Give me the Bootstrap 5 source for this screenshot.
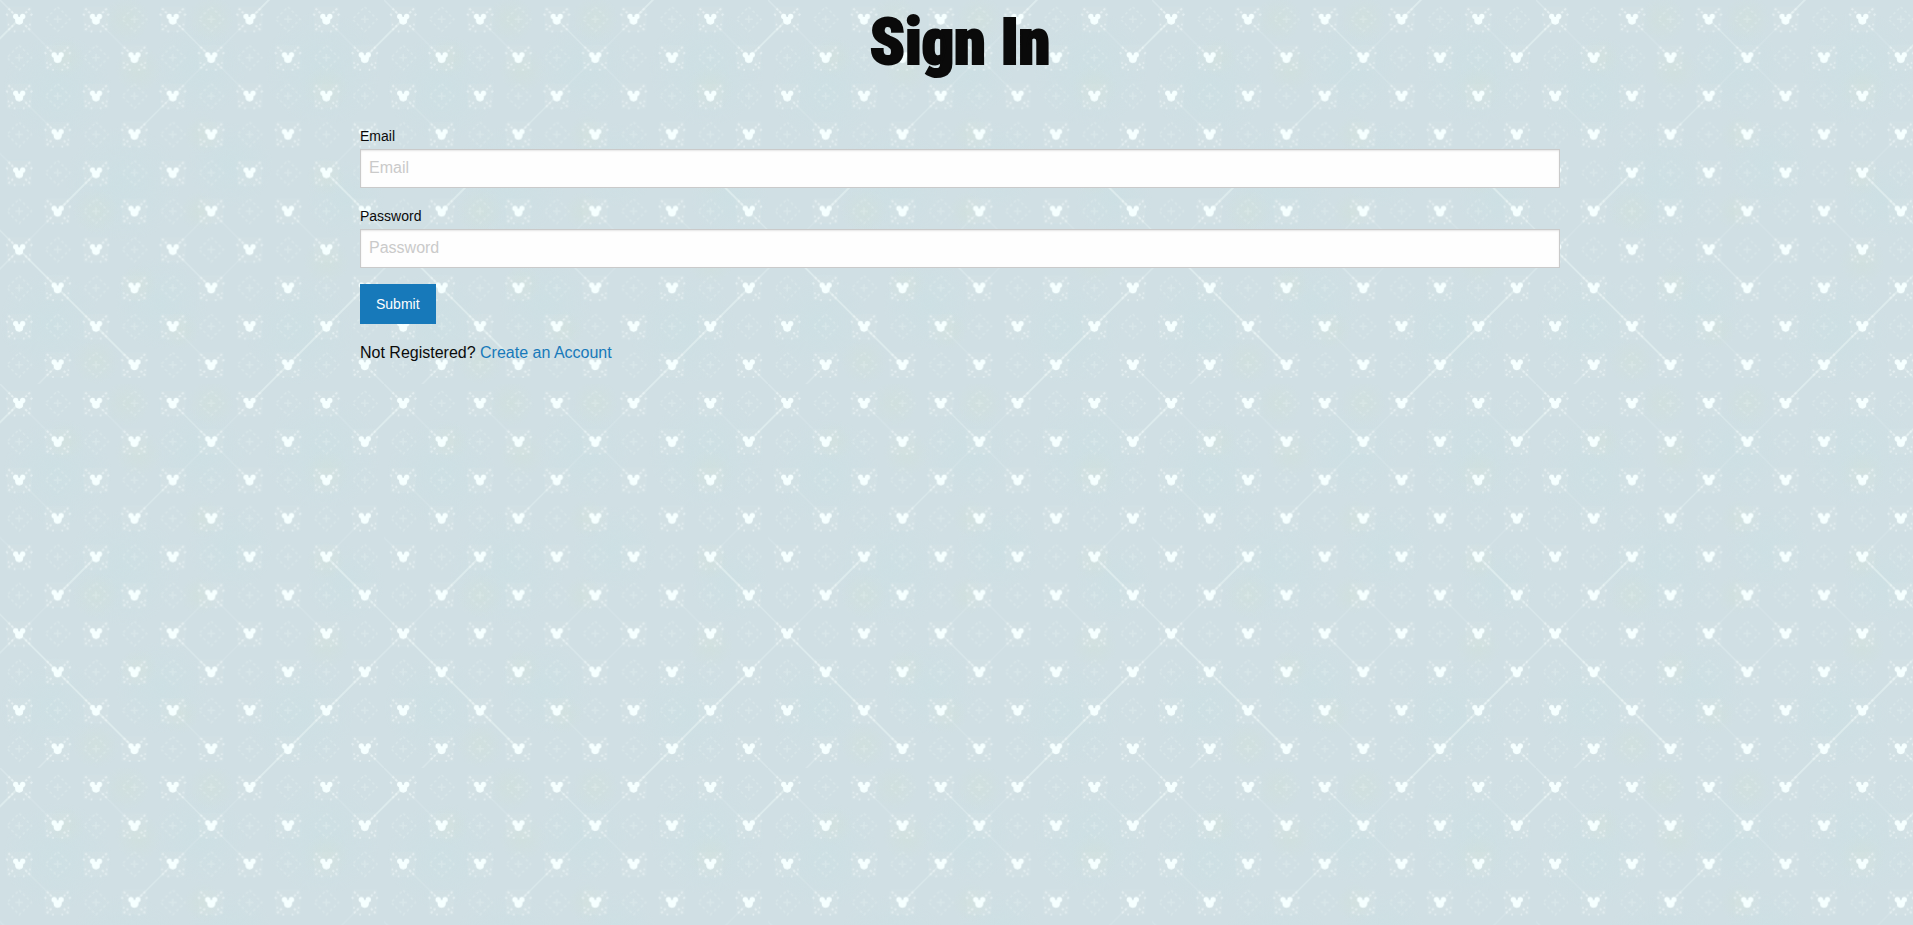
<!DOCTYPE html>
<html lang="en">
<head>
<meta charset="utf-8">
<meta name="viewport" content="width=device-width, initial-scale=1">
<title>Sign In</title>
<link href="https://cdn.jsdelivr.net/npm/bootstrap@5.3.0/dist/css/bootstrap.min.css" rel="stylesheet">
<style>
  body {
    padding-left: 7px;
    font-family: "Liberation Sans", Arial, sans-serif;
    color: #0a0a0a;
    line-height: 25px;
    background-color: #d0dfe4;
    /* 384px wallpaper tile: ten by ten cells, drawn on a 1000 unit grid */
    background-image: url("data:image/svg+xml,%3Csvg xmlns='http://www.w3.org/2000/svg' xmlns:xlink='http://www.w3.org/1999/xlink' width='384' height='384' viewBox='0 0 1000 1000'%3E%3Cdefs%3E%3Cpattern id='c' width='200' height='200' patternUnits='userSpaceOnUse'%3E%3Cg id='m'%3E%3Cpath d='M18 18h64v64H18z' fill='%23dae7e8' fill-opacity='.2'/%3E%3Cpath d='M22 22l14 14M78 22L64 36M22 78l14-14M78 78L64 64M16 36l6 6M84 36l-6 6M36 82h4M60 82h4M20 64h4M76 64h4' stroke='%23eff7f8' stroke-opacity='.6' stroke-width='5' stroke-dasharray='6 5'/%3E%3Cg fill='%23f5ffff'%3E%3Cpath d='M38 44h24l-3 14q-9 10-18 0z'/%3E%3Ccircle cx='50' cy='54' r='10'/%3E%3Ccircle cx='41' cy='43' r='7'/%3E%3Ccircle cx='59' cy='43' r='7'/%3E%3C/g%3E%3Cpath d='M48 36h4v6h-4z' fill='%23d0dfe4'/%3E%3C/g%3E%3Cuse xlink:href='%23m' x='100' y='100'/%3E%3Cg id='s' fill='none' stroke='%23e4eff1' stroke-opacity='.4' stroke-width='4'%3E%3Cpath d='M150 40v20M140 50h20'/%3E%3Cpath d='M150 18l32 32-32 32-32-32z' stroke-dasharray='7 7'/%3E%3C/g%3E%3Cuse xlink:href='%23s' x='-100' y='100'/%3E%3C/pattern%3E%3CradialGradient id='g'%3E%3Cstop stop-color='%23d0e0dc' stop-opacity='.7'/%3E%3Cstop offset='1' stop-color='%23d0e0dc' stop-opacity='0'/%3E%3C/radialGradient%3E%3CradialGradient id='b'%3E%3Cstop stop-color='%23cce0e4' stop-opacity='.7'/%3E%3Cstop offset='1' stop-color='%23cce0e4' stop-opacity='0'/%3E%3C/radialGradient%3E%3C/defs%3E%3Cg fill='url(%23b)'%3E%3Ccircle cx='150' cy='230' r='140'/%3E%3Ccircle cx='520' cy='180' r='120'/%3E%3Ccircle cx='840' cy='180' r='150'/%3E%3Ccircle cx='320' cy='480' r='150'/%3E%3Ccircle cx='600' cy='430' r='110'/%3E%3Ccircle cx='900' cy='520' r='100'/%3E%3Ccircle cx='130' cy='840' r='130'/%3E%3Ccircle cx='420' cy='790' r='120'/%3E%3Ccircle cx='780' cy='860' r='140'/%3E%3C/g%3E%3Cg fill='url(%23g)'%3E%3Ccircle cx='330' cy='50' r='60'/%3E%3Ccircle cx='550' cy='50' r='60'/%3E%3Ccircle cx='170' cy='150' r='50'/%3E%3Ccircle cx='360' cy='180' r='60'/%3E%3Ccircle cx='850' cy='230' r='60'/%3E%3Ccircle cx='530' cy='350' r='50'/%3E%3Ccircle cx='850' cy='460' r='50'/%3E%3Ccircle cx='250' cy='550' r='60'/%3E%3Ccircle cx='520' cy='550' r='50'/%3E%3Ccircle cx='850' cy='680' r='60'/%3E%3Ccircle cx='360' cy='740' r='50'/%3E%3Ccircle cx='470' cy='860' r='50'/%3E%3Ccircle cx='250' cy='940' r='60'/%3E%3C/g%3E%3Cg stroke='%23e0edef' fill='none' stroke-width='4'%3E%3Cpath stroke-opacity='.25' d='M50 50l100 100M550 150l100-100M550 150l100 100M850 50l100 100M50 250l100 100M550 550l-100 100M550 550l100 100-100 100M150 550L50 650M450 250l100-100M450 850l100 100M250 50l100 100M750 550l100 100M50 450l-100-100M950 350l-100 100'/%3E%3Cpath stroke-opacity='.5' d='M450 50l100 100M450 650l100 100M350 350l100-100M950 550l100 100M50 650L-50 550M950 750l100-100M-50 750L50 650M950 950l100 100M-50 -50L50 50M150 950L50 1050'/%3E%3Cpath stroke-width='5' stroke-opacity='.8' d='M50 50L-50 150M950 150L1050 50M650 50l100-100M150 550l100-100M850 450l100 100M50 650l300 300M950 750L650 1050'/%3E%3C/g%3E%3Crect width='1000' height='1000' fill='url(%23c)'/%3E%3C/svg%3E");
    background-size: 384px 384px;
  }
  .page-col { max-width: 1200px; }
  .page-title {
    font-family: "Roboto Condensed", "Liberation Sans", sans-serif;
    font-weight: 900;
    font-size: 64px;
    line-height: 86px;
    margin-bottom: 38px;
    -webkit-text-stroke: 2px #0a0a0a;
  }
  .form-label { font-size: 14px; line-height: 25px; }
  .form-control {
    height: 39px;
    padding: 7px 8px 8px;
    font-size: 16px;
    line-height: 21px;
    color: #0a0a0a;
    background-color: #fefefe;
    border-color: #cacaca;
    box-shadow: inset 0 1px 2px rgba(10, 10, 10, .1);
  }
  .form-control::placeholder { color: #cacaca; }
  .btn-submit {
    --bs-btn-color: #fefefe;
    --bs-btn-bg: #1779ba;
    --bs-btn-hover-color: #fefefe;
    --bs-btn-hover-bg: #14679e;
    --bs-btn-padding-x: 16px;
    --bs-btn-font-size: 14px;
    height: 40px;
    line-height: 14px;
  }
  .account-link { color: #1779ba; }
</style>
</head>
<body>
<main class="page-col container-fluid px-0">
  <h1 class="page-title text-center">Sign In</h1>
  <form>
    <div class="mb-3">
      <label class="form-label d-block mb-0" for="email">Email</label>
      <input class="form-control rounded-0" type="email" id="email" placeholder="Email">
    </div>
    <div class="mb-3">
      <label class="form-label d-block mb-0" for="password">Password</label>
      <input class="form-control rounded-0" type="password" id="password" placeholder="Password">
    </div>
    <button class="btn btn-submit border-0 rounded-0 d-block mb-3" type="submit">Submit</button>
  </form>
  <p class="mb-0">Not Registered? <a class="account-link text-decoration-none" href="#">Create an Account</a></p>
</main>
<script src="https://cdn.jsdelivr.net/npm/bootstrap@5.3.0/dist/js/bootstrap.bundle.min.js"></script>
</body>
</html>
...
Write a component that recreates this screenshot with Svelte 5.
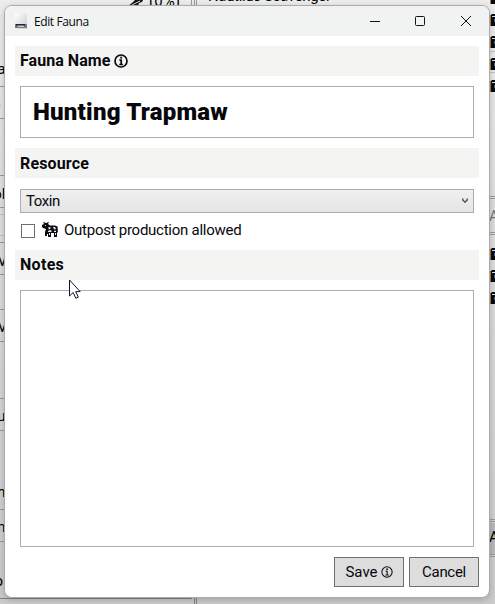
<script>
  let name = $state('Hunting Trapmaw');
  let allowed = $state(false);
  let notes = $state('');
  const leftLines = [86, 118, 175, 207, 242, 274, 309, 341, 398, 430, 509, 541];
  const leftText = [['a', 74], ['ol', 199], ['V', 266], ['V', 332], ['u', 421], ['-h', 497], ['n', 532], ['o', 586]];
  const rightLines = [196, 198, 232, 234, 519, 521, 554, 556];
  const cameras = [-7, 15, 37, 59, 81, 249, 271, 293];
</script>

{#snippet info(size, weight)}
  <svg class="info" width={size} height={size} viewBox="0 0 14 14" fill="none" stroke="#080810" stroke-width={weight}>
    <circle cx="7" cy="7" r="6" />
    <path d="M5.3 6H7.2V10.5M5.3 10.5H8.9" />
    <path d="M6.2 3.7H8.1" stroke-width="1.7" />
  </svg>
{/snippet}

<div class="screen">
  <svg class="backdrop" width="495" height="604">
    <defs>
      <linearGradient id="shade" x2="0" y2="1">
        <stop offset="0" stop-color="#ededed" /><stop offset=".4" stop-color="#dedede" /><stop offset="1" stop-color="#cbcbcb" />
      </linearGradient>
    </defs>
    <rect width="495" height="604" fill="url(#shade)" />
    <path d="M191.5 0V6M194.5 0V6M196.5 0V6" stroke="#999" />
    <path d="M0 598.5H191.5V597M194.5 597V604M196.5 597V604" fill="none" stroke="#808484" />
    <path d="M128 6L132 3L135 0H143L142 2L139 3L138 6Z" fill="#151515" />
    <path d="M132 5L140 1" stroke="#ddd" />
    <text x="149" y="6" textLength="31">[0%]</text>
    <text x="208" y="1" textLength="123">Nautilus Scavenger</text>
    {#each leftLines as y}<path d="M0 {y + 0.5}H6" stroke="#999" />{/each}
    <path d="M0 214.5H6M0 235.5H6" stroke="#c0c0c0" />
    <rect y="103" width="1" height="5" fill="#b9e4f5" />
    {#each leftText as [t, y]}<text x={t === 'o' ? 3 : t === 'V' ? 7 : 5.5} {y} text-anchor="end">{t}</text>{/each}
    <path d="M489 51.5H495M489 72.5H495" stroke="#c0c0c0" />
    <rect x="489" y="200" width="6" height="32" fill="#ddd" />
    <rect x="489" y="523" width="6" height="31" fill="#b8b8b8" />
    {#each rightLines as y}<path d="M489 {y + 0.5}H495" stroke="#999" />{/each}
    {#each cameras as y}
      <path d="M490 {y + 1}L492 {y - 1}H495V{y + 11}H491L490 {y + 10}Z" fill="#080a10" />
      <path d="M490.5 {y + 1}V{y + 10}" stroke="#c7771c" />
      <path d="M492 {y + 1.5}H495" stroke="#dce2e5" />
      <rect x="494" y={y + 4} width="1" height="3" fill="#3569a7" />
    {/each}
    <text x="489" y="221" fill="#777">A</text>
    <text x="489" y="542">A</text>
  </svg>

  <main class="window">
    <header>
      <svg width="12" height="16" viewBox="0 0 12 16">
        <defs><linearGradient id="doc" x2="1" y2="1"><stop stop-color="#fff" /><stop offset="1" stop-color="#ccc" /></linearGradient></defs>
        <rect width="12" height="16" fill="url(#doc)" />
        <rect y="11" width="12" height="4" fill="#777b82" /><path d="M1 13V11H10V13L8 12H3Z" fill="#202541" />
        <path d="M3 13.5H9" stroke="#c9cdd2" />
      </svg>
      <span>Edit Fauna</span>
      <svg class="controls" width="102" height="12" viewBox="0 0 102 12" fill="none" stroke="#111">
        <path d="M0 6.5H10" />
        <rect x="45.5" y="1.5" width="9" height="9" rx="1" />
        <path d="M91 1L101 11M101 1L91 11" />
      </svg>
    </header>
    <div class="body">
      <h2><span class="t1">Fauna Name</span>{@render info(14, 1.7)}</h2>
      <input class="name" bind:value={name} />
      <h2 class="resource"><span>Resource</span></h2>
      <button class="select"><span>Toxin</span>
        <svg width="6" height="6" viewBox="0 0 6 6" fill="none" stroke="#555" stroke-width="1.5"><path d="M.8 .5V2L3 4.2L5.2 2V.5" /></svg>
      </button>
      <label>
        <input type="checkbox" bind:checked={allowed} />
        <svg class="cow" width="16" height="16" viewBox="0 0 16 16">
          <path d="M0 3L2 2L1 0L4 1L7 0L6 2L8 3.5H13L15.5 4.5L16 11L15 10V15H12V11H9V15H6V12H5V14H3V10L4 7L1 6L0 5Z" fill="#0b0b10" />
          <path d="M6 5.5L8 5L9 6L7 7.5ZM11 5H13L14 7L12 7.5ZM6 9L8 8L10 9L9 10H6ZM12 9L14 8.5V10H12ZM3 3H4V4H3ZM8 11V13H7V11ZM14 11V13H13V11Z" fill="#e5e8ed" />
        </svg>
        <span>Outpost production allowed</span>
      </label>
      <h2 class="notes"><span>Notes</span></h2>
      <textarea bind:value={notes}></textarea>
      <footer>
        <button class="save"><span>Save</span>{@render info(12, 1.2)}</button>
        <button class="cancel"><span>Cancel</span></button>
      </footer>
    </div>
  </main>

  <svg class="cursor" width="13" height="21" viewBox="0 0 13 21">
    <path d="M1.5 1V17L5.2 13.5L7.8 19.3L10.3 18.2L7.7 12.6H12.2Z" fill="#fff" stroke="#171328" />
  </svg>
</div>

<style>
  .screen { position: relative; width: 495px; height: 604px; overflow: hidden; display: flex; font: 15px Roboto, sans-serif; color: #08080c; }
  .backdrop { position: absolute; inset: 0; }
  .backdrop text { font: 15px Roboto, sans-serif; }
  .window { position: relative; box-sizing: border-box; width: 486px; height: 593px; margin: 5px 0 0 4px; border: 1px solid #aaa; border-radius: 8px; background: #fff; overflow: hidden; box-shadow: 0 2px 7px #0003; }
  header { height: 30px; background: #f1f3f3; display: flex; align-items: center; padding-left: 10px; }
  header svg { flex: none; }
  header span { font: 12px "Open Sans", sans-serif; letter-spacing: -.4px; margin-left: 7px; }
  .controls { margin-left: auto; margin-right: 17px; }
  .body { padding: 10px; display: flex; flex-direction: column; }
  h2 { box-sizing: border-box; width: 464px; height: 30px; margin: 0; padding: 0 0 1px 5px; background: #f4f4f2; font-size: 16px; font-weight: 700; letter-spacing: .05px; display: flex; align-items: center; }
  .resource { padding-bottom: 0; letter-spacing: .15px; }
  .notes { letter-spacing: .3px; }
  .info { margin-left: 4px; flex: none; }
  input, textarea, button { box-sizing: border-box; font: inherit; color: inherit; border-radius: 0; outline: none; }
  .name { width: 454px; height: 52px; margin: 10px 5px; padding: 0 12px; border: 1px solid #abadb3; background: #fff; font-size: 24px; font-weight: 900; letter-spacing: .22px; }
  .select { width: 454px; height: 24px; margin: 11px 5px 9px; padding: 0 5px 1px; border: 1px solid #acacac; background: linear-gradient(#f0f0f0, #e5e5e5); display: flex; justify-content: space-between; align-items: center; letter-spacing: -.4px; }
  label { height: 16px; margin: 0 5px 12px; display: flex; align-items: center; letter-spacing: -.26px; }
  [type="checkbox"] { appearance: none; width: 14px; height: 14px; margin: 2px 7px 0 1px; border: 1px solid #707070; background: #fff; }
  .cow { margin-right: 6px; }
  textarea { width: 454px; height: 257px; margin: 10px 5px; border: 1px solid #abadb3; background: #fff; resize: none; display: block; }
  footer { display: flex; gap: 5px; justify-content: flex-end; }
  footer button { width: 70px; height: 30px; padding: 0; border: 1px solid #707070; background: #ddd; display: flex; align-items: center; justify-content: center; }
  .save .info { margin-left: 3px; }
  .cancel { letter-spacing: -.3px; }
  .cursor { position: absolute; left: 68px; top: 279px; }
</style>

### GIVEN REQUEST:
Copy each line of the data that contains the word "this".

### WRITTEN SOLUTION:
Give me the Bootstrap 5 source for this screenshot.
Write a component that recreates this screenshot with Svelte 5.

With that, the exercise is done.